Sin embargo, algunos insisten en reducir el arte a un instrumento, pidiéndole que sea "objetivo", "de línea clara", que se alinee con las luchas sociales del momento. Esa exigencia traiciona su esencia. Al pueblo le repugnan las prédicas tanto como los panfletos y ha preferido siempre el canto del poeta que tiembla ante lo desconocido, o la pintura que invoca lo numinoso, o el relato que no resuelve sino que inquieta. La subjetividad del creador (su herida, su visión, su delirio) no es un "lujo cultural" sino el hilo que teje lo individual con lo eterno.

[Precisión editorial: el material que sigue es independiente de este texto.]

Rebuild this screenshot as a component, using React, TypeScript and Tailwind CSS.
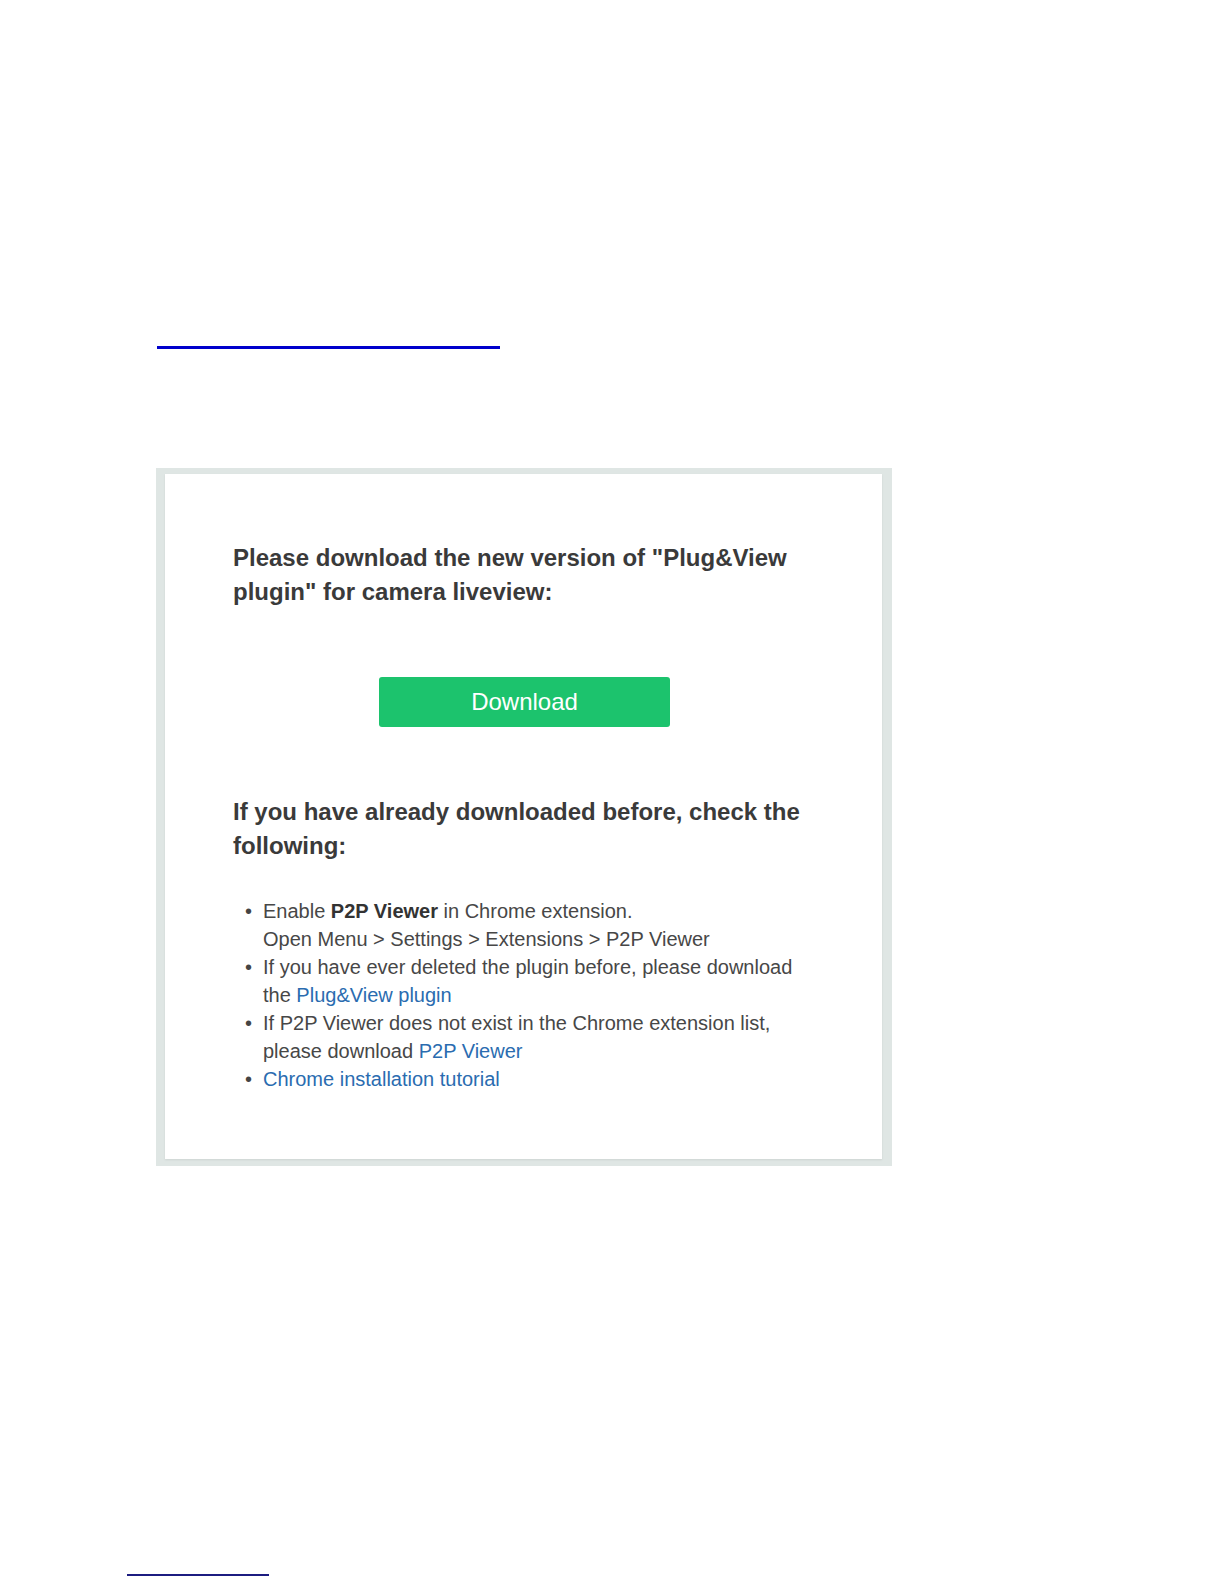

Blake lo vio en sus tigres ardientes y sus cielos en llamas, y Lorca lo sintió en el duende que atraviesa la carne como un puñal. No hay universalidad en la fría abstracción de las ideas puras, sino en el temblor de lo subjetivo, en su capacidad de mirar hacia dentro y encontrar lo que nos une a todos. El arte popular, con su terror sagrado y su belleza sin domesticar, lo demuestra en cada verso anónimo, en cada danza bajo la Luna.
Es preciso rechazar el vicio de encadenar el arte al carro de las ideologías. Lo subjetivo, lejos de ser un defecto a corregir, es una fuerza a celebrar. No es un capricho: es nuestra raíz. El símbolo, nacido del misterio y no del precepto, nos recuerda que el pueblo siempre ha preferido el enigma al sermón, la visión al dogma. La misión del escritor es procurar que el arte sea un reflejo de lo irracional, un puente hacia lo universal que no explica, sino que revela.